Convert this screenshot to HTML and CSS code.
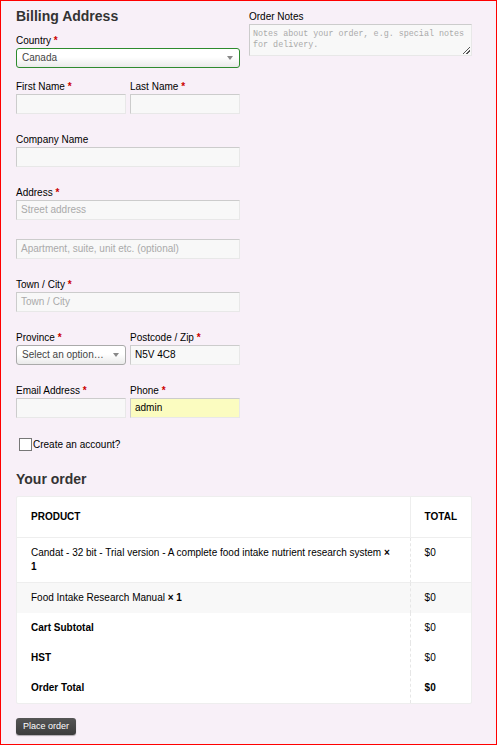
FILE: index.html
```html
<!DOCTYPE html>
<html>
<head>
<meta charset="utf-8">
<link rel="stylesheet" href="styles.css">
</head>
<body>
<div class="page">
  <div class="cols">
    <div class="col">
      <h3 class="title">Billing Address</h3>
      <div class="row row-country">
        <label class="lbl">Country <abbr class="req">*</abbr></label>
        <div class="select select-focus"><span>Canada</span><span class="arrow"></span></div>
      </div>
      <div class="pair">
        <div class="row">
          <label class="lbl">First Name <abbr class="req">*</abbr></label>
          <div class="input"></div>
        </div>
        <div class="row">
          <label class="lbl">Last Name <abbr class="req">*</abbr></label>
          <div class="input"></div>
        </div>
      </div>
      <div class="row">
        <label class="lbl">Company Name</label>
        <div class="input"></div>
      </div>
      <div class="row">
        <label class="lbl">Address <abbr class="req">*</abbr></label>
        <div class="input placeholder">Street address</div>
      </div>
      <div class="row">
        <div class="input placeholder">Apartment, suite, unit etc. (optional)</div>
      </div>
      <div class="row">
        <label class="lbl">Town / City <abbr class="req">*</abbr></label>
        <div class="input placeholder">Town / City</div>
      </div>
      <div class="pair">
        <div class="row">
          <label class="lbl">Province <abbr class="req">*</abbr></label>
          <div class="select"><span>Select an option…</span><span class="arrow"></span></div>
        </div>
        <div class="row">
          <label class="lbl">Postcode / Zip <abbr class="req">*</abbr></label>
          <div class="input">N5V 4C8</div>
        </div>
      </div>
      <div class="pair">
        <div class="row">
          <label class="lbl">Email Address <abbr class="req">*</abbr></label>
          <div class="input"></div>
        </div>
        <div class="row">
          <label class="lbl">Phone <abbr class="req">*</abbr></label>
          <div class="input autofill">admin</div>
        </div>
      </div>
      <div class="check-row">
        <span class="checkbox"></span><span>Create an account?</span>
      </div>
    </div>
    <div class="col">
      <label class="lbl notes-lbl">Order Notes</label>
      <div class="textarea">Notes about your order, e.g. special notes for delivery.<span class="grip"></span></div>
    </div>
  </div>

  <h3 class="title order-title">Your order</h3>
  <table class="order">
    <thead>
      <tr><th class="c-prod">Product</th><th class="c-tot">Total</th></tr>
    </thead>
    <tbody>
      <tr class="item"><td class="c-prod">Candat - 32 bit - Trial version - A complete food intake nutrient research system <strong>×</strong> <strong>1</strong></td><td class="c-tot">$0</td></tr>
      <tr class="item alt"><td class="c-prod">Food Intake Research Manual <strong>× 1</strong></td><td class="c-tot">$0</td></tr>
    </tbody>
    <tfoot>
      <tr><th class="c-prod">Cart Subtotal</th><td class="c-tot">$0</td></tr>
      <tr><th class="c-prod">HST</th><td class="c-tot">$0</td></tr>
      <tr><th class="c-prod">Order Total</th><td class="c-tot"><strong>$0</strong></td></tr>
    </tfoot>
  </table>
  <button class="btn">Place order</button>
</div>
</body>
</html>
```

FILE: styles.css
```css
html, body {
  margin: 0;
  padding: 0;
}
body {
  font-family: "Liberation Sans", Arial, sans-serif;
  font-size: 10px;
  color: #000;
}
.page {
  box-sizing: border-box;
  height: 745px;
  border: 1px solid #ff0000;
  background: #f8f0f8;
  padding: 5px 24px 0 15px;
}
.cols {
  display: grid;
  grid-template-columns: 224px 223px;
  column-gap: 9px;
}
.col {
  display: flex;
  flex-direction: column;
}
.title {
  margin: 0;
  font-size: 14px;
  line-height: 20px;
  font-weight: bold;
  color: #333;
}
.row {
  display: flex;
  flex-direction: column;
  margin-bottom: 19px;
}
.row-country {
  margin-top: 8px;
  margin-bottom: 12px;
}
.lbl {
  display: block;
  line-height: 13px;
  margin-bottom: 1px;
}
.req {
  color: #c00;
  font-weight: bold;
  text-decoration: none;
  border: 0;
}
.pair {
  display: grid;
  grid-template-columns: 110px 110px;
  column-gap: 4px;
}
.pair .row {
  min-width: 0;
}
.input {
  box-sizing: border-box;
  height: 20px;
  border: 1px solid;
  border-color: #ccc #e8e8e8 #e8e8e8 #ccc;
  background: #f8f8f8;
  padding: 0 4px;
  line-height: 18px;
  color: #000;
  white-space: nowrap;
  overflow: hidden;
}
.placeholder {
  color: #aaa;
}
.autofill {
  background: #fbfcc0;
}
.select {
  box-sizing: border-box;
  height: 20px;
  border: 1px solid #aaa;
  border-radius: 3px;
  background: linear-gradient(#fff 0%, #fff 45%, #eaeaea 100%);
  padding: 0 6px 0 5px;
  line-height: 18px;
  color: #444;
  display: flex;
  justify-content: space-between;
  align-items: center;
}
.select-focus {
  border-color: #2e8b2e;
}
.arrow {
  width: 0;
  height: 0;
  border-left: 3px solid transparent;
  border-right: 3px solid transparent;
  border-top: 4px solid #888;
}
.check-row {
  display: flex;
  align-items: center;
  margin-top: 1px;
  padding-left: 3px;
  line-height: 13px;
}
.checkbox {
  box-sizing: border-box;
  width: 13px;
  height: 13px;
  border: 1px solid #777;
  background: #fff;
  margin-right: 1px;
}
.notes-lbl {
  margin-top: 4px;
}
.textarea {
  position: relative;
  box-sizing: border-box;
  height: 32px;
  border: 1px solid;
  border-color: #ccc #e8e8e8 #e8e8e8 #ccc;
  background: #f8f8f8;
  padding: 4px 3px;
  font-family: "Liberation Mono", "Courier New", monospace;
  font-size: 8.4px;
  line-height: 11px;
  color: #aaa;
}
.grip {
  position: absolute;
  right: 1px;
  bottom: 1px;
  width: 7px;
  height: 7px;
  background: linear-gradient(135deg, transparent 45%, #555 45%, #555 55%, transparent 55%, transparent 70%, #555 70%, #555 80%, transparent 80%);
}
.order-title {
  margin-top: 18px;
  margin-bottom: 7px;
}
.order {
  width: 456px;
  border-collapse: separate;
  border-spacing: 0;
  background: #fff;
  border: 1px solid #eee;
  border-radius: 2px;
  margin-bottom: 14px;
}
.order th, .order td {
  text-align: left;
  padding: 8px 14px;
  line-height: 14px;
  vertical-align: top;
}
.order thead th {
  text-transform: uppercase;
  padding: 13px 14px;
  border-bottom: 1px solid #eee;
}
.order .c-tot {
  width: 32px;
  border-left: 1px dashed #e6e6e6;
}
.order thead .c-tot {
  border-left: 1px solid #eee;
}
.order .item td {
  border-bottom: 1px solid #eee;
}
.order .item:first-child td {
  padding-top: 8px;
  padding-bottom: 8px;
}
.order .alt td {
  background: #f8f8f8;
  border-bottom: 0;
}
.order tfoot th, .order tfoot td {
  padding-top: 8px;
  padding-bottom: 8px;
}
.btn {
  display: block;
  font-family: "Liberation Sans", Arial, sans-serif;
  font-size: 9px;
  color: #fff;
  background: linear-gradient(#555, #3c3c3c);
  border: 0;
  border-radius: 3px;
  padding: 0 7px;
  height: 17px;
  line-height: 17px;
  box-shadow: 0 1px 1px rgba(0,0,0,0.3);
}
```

|---|

DIRECTIONS FOR THIS TASK: Go through the material above and print all of it exactly, except the pictures.

RESPONSE TO THE EXERCISE:
Convert this screenshot to HTML and CSS code.
FILE: index.html
```html
<!DOCTYPE html>
<html>
<head>
<meta charset="utf-8">
<link rel="stylesheet" href="styles.css">
</head>
<body>
<div class="page">
  <div class="cols">
    <div class="col">
      <h3 class="title">Billing Address</h3>
      <div class="row row-country">
        <label class="lbl">Country <abbr class="req">*</abbr></label>
        <div class="select select-focus"><span>Canada</span><span class="arrow"></span></div>
      </div>
      <div class="pair">
        <div class="row">
          <label class="lbl">First Name <abbr class="req">*</abbr></label>
          <div class="input"></div>
        </div>
        <div class="row">
          <label class="lbl">Last Name <abbr class="req">*</abbr></label>
          <div class="input"></div>
        </div>
      </div>
      <div class="row">
        <label class="lbl">Company Name</label>
        <div class="input"></div>
      </div>
      <div class="row">
        <label class="lbl">Address <abbr class="req">*</abbr></label>
        <div class="input placeholder">Street address</div>
      </div>
      <div class="row">
        <div class="input placeholder">Apartment, suite, unit etc. (optional)</div>
      </div>
      <div class="row">
        <label class="lbl">Town / City <abbr class="req">*</abbr></label>
        <div class="input placeholder">Town / City</div>
      </div>
      <div class="pair">
        <div class="row">
          <label class="lbl">Province <abbr class="req">*</abbr></label>
          <div class="select"><span>Select an option…</span><span class="arrow"></span></div>
        </div>
        <div class="row">
          <label class="lbl">Postcode / Zip <abbr class="req">*</abbr></label>
          <div class="input">N5V 4C8</div>
        </div>
      </div>
      <div class="pair">
        <div class="row">
          <label class="lbl">Email Address <abbr class="req">*</abbr></label>
          <div class="input"></div>
        </div>
        <div class="row">
          <label class="lbl">Phone <abbr class="req">*</abbr></label>
          <div class="input autofill">admin</div>
        </div>
      </div>
      <div class="check-row">
        <span class="checkbox"></span><span>Create an account?</span>
      </div>
    </div>
    <div class="col">
      <label class="lbl notes-lbl">Order Notes</label>
      <div class="textarea">Notes about your order, e.g. special notes for delivery.<span class="grip"></span></div>
    </div>
  </div>

  <h3 class="title order-title">Your order</h3>
  <table class="order">
    <thead>
      <tr><th class="c-prod">Product</th><th class="c-tot">Total</th></tr>
    </thead>
    <tbody>
      <tr class="item"><td class="c-prod">Candat - 32 bit - Trial version - A complete food intake nutrient research system <strong>×</strong> <strong>1</strong></td><td class="c-tot">$0</td></tr>
      <tr class="item alt"><td class="c-prod">Food Intake Research Manual <strong>× 1</strong></td><td class="c-tot">$0</td></tr>
    </tbody>
    <tfoot>
      <tr><th class="c-prod">Cart Subtotal</th><td class="c-tot">$0</td></tr>
      <tr><th class="c-prod">HST</th><td class="c-tot">$0</td></tr>
      <tr><th class="c-prod">Order Total</th><td class="c-tot"><strong>$0</strong></td></tr>
    </tfoot>
  </table>
  <button class="btn">Place order</button>
</div>
</body>
</html>
```

FILE: styles.css
```css
html, body {
  margin: 0;
  padding: 0;
}
body {
  font-family: "Liberation Sans", Arial, sans-serif;
  font-size: 10px;
  color: #000;
}
.page {
  box-sizing: border-box;
  height: 745px;
  border: 1px solid #ff0000;
  background: #f8f0f8;
  padding: 5px 24px 0 15px;
}
.cols {
  display: grid;
  grid-template-columns: 224px 223px;
  column-gap: 9px;
}
.col {
  display: flex;
  flex-direction: column;
}
.title {
  margin: 0;
  font-size: 14px;
  line-height: 20px;
  font-weight: bold;
  color: #333;
}
.row {
  display: flex;
  flex-direction: column;
  margin-bottom: 19px;
}
.row-country {
  margin-top: 8px;
  margin-bottom: 12px;
}
.lbl {
  display: block;
  line-height: 13px;
  margin-bottom: 1px;
}
.req {
  color: #c00;
  font-weight: bold;
  text-decoration: none;
  border: 0;
}
.pair {
  display: grid;
  grid-template-columns: 110px 110px;
  column-gap: 4px;
}
.pair .row {
  min-width: 0;
}
.input {
  box-sizing: border-box;
  height: 20px;
  border: 1px solid;
  border-color: #ccc #e8e8e8 #e8e8e8 #ccc;
  background: #f8f8f8;
  padding: 0 4px;
  line-height: 18px;
  color: #000;
  white-space: nowrap;
  overflow: hidden;
}
.placeholder {
  color: #aaa;
}
.autofill {
  background: #fbfcc0;
}
.select {
  box-sizing: border-box;
  height: 20px;
  border: 1px solid #aaa;
  border-radius: 3px;
  background: linear-gradient(#fff 0%, #fff 45%, #eaeaea 100%);
  padding: 0 6px 0 5px;
  line-height: 18px;
  color: #444;
  display: flex;
  justify-content: space-between;
  align-items: center;
}
.select-focus {
  border-color: #2e8b2e;
}
.arrow {
  width: 0;
  height: 0;
  border-left: 3px solid transparent;
  border-right: 3px solid transparent;
  border-top: 4px solid #888;
}
.check-row {
  display: flex;
  align-items: center;
  margin-top: 1px;
  padding-left: 3px;
  line-height: 13px;
}
.checkbox {
  box-sizing: border-box;
  width: 13px;
  height: 13px;
  border: 1px solid #777;
  background: #fff;
  margin-right: 1px;
}
.notes-lbl {
  margin-top: 4px;
}
.textarea {
  position: relative;
  box-sizing: border-box;
  height: 32px;
  border: 1px solid;
  border-color: #ccc #e8e8e8 #e8e8e8 #ccc;
  background: #f8f8f8;
  padding: 4px 3px;
  font-family: "Liberation Mono", "Courier New", monospace;
  font-size: 8.4px;
  line-height: 11px;
  color: #aaa;
}
.grip {
  position: absolute;
  right: 1px;
  bottom: 1px;
  width: 7px;
  height: 7px;
  background: linear-gradient(135deg, transparent 45%, #555 45%, #555 55%, transparent 55%, transparent 70%, #555 70%, #555 80%, transparent 80%);
}
.order-title {
  margin-top: 18px;
  margin-bottom: 7px;
}
.order {
  width: 456px;
  border-collapse: separate;
  border-spacing: 0;
  background: #fff;
  border: 1px solid #eee;
  border-radius: 2px;
  margin-bottom: 14px;
}
.order th, .order td {
  text-align: left;
  padding: 8px 14px;
  line-height: 14px;
  vertical-align: top;
}
.order thead th {
  text-transform: uppercase;
  padding: 13px 14px;
  border-bottom: 1px solid #eee;
}
.order .c-tot {
  width: 32px;
  border-left: 1px dashed #e6e6e6;
}
.order thead .c-tot {
  border-left: 1px solid #eee;
}
.order .item td {
  border-bottom: 1px solid #eee;
}
.order .item:first-child td {
  padding-top: 8px;
  padding-bottom: 8px;
}
.order .alt td {
  background: #f8f8f8;
  border-bottom: 0;
}
.order tfoot th, .order tfoot td {
  padding-top: 8px;
  padding-bottom: 8px;
}
.btn {
  display: block;
  font-family: "Liberation Sans", Arial, sans-serif;
  font-size: 9px;
  color: #fff;
  background: linear-gradient(#555, #3c3c3c);
  border: 0;
  border-radius: 3px;
  padding: 0 7px;
  height: 17px;
  line-height: 17px;
  box-shadow: 0 1px 1px rgba(0,0,0,0.3);
}
```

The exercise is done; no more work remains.